Diventa più serio quando ascolta le mie poche parole, mi sento un gruzzolo di sabbia scomposta, davanti alla maestosa dignità di Montagna quale è lui; o forse neanche mi ascolta, non mi risponde, lascia che le mie parole cadano nel vuoto che ci circonda. Forse si sta destreggiando in esso e cerca di disseminarci i miei suoni, così da farlo ritornare di nuovo un Vuoto completamente brullo.

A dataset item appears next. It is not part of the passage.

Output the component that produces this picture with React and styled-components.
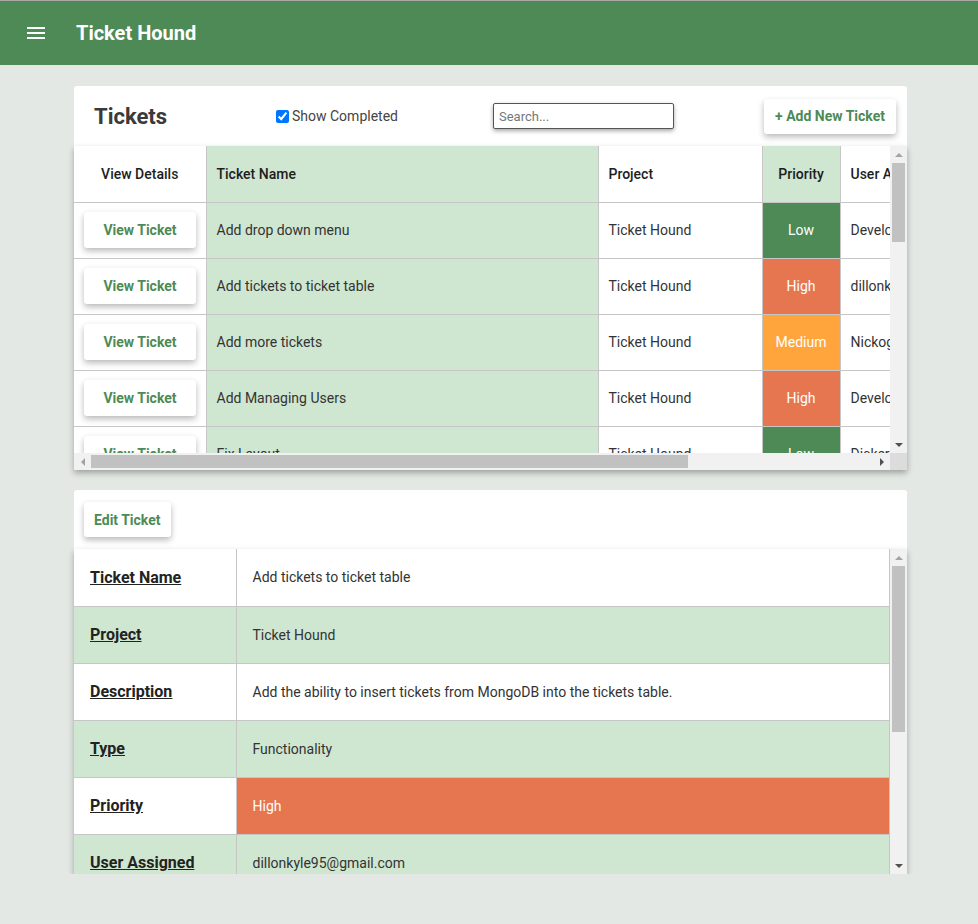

Il mio Saggio se ha paura non lo mostra. Se qualcosa lo intimorisce, lo tiene a bada. A me riserva solo la sua enorme serenità ed i suoi enormi abbracci. Mi saluta con un leggero bacio calibrato sulla guancia, mi fa uno dei suoi sorrisi un po' ermetici
e
lascia che il fluire delle sue parole, formalmente pacate
mi invadano la testa
assediandola con la frenesia delle api in un alveare
mentre torno a casa accompagnata dal silenzio,

da quella quiete che precede la tempesta.
Lo sa che la sua calma, che esercita con tanta fatica,
in me diventerà terremoto caotico.
Ed infatti, ormai girato, in direzione opposta alla mia, dietro la sua barba scura

tra un passo trasognato e l'altro, sorride di questo piccolo sentore.